5.4 Getting tabular data out of unstructured files

The methods above for working with spreadsheets and tables will likely cover the majority of cases for getting data into R, but occassionaly we have to work with data that is not stored in a convienently structured format. For example, some kinds of analytical instruments output data in plain text files that lack a convenient structure or widely used format. In that case, we can read the file in using more generic file reading functions. Consider this plain text file of excavation data with three columns of data, each column separated by a space:

knitr::include_graphics("images/unstructured_data_example.png")
A table of a data from a plain text file (viewed in Notepad++)

Figure 5.6: A table of a data from a plain text file (viewed in Notepad++)

We can use the function read_table2() from Hadley Wickham’s readr package, this can read plain text files and identify columns that are separated by one or more white spaces. A ‘white space’ is one or more spaces, tabs, newlines characters or carriage return characters (i.e. a press of the ‘enter’ or ‘return’ key). Since our text file has space-separated columns, this function will automatically detect these, and place the data into a data frame. The read_table2() function is very similar to the base R read.table() function, which does not require installation of any packages. However, read_table2() has two major advantages which make it worth installing the readr package: first, the default settings are more convienent (with read.table() we also need to specify stringsAsFactors = FALSE), and it automatically detects the column classes and sets them for us. In the example below we see that the column classes are ‘character’, ‘integer’ and ‘double’, which is what we would expect them to be, and so they are immediately useful for calculation and visualisation, saving us a few steps of data cleaning.

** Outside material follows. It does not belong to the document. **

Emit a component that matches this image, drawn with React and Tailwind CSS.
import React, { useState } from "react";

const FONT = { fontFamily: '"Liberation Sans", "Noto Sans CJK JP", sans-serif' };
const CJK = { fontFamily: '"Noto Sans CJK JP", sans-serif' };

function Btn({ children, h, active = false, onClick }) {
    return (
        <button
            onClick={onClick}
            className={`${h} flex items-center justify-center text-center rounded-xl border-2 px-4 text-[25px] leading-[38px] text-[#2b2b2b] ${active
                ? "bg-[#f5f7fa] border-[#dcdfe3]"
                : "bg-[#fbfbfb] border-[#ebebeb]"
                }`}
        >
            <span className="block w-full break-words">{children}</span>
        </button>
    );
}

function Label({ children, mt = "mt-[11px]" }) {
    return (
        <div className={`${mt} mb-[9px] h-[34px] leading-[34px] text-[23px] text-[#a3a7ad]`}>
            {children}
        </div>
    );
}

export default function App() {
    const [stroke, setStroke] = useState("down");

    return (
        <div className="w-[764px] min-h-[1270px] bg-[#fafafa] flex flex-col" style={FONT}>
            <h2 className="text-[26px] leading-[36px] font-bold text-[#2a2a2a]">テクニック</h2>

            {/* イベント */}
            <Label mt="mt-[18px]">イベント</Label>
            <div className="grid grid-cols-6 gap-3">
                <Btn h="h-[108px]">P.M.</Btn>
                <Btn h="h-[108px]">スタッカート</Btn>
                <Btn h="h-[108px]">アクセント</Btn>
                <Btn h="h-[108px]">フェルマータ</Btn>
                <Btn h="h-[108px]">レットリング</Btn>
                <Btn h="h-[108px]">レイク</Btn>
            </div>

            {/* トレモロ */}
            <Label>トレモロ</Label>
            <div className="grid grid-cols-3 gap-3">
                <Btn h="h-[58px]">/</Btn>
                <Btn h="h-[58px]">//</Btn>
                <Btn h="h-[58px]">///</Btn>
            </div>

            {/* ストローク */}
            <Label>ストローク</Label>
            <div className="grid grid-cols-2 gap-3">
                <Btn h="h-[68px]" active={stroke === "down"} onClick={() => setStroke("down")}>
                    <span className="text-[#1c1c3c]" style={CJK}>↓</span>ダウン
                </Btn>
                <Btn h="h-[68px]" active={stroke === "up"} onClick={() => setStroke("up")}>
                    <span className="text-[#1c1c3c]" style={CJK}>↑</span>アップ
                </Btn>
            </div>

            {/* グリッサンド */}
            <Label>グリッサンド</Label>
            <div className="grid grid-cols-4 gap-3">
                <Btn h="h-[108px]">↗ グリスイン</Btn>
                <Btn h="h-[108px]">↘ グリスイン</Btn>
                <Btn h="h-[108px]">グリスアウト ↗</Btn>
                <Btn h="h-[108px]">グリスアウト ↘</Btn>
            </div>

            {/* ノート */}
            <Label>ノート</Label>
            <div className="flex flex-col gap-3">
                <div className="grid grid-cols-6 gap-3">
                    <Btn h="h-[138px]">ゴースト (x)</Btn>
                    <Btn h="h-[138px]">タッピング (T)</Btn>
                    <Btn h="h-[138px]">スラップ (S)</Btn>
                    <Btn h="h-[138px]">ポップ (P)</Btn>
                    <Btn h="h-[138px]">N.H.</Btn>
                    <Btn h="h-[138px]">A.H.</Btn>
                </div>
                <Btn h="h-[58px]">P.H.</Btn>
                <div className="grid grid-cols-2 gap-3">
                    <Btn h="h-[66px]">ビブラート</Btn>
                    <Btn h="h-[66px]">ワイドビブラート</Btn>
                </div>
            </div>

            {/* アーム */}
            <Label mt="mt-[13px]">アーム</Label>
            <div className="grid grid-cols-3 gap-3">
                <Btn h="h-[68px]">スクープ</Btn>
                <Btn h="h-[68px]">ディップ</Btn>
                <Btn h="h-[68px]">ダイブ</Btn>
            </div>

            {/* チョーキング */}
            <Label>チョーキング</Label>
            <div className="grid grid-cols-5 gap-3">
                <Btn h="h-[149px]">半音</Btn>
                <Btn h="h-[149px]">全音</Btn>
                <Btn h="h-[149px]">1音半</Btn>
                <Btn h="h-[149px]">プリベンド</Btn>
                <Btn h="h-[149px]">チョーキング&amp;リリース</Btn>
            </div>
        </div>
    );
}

library(readr) # load library

# read in unstructured data from plain text file
unstr_data <- read_table2("data/unstructured_data_simple_example.txt")

# inspect the result
head(unstr_data)
## # A tibble: 6 x 3
##   Square  Spit Depth
##   <chr>  <dbl> <dbl>
## 1 C3         1  0   
## 2 C3         2  0.02
## 3 C3         3  0.05
## 4 C3         4  0.1 
## 5 C3         5  0.16
## 6 C3         6  0.22

But what if we had a more complicated plain text document, say with series of table separatd by a blank line, and with each table having a short table on the line above the column headers? Consider the image below, which shows total statin data colleced during archaeological excavations at Madjedbebe (Clarkson et al. 2015):

knitr::include_graphics("images/unstructured_data_complex_example.png")
A table of a complex data from a plain text file (viewed in Notepad++)

Figure 5.7: A table of a complex data from a plain text file (viewed in Notepad++)

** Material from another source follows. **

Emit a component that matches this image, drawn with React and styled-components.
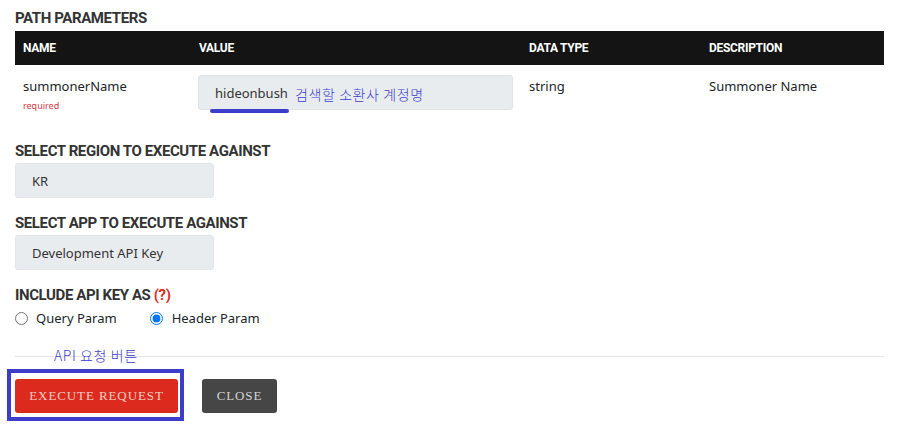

One option is to manually edit the plain text file to save it as many separate files, with one table in each file. This is feasible for a small number of tables, but if we have hundreds of tables in a single plain text file we would prefer a more efficient method. We can use the scan() function to read this file into R, and then perform some operations to get it into a useful form:

# read in the file
unstr_data_complex <- scan("data/unstructured_data_complex_example.txt", 
                          what = character(),
                          blank.lines.skip = FALSE)

# inspect the output
head(unstr_data_complex)
## [1] "first"       "set"         "5013.038383" "4997.840727" "100.739809" 
## [6] "SL_B5_N"

The result of the scan() function is a single character vector, where each item in the table is one item in the vector. No structure of the table is preserved in this character vector, we must impose this structure back on to the data, based on our knoweldge of the plain text file. The first detail to work on is that each table is separated by a blank line. To ensure that scan() sees these, we se the argument blank.lines.skip = to FALSE. Then, in the character vector resulting from scan(), we see the blanks lines as an empty element, "", in the vector. We can split this character vector on these empty elements to separate each table into its own object.

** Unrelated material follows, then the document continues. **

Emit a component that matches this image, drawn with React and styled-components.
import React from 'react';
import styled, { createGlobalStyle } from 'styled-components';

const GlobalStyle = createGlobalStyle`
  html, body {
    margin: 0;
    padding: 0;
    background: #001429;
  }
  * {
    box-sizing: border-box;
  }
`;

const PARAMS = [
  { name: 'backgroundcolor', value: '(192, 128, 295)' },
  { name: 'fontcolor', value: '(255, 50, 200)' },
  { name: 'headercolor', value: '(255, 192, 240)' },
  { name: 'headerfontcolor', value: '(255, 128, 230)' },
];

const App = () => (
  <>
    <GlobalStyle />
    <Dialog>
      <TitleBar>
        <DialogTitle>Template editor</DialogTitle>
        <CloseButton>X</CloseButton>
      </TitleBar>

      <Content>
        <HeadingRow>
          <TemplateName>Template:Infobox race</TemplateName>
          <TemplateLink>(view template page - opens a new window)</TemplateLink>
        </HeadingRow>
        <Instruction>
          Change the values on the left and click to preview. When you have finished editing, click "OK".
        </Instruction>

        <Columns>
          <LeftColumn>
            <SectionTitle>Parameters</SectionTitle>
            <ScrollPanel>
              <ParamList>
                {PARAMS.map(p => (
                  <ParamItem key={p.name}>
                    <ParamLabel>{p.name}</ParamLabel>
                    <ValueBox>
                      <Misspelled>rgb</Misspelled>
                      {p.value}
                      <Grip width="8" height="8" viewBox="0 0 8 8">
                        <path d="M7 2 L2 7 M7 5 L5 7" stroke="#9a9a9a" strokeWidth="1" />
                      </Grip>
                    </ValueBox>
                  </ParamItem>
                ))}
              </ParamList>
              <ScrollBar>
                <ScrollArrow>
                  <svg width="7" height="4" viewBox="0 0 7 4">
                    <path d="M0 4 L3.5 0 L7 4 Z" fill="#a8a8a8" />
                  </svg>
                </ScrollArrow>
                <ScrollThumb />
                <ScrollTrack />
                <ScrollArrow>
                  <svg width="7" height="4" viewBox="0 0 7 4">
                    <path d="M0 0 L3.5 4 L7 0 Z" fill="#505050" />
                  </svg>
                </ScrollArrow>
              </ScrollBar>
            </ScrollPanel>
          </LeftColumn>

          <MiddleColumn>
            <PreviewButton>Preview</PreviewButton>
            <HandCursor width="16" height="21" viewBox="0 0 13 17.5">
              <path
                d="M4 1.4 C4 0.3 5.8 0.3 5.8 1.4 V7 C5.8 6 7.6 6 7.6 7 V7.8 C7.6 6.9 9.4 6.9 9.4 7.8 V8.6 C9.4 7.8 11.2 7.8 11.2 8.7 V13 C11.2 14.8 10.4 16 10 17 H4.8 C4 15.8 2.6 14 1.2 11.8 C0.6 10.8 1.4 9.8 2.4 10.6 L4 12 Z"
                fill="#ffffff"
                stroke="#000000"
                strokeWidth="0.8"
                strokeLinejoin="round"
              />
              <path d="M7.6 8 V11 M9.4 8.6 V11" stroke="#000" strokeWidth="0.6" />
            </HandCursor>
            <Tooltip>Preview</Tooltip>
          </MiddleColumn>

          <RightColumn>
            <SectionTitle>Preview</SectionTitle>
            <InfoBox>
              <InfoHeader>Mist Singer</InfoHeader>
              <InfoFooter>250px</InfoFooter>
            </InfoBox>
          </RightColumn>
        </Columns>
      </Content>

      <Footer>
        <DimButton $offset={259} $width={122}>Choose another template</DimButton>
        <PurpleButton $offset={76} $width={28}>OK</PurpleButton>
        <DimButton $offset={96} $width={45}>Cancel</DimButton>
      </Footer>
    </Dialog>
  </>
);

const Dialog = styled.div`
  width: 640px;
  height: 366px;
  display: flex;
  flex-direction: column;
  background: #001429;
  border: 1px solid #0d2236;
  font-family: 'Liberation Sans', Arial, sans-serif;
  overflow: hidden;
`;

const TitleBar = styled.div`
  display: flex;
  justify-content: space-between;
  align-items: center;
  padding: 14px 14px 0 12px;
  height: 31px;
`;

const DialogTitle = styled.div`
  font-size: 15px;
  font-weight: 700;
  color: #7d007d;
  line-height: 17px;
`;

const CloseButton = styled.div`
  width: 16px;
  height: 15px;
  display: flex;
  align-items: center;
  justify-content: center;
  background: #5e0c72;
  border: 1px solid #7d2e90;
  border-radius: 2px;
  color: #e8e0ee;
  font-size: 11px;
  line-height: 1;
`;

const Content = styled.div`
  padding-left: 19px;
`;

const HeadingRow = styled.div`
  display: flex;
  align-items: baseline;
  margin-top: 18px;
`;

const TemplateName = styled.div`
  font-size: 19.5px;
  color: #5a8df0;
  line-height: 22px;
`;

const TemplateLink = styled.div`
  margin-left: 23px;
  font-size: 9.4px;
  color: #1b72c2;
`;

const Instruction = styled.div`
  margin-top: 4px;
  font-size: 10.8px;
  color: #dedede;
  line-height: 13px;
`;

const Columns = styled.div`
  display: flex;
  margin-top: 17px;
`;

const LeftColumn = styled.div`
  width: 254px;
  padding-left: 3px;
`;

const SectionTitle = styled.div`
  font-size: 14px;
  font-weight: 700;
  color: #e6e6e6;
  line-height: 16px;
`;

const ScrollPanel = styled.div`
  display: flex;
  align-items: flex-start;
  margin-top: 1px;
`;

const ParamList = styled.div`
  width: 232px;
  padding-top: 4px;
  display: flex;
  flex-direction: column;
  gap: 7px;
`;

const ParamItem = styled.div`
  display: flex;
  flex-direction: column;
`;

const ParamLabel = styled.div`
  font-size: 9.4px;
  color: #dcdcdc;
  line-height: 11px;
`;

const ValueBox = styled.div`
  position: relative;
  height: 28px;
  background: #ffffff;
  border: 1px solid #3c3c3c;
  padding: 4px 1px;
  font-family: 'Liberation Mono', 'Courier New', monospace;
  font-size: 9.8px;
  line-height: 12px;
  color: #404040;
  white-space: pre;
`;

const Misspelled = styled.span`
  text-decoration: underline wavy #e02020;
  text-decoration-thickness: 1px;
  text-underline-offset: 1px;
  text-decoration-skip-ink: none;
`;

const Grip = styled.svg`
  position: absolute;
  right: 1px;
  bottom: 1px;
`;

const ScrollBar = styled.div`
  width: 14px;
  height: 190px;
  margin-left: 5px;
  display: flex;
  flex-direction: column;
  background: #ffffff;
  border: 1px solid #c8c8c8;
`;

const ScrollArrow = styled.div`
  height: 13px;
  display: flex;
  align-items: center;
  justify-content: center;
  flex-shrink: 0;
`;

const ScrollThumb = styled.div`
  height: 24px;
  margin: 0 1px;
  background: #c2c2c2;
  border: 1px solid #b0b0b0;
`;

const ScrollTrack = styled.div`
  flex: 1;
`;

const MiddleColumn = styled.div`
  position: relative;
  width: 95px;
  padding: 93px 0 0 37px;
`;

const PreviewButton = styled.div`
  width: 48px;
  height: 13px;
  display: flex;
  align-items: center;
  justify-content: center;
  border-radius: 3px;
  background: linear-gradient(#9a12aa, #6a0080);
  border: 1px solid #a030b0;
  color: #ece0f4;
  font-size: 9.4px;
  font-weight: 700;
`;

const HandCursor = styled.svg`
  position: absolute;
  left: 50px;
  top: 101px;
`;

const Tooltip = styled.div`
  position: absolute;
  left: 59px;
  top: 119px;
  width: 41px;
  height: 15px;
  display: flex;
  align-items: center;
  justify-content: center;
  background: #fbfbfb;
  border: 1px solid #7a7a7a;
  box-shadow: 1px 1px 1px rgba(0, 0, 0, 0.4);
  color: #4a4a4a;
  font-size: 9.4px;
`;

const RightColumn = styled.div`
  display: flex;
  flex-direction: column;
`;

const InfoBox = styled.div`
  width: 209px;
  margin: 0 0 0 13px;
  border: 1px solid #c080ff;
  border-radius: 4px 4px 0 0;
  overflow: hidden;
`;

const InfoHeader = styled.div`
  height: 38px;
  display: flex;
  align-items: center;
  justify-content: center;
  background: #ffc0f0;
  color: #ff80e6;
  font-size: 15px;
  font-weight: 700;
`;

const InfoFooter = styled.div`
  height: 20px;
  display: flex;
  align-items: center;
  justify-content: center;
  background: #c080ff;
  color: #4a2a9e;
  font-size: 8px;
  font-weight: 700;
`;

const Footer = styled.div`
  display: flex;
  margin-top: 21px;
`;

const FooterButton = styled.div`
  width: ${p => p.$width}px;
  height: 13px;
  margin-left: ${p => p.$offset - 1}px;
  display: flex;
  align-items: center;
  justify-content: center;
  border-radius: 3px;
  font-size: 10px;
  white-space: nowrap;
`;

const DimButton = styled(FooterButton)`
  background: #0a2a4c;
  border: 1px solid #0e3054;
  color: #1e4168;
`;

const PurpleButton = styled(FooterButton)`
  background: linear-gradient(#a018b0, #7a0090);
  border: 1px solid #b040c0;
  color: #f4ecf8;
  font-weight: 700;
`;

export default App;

First we find the locations in the character vector of the empty elements that represent the blank lines. We can use which() to find the index values where the vector is equivalent to (==) the empty element:

blank_line_locations <- which(unstr_data_complex == "")

They are at element numbers 75 and 154. We can use these element numbers with split_at(), a function in the aswr package, to split the character vector at the blank line locations, and get a list of several vectors:

library(aswr)
list_of_tables <- split_at(unstr_data_complex, blank_line_locations)

# inspect the output
str(list_of_tables)

Because we know that the first element of the second and subsequent items in the list represents the empty line, we can delete it. We firstly select only the second and later elements of the list with list_of_tables[2:length(list_of_tables)], and then we map over those elements and using negative indexing in square brackets to drop the first item in each character vector in those elements of the list:

library(purrr)

list_of_tables[2:length(list_of_tables)] <-
  map(list_of_tables[2:length(list_of_tables)], ~.x[-1])

Now we can take the table labels (‘first set’, ‘second set’, etc.) from the character vectors and into the list, to name the elements in the list. We map over each character vector in the list, extract the first two items in the vector with .x[1:2], paste them into a single item with paste(.x[1:2], collapse = " "), and then simplify the result (which woult normally be a list using map()) into a character vector by using map_chr:

table_labels <- map_chr(list_of_tables, ~paste(.x[1:2], collapse = " "))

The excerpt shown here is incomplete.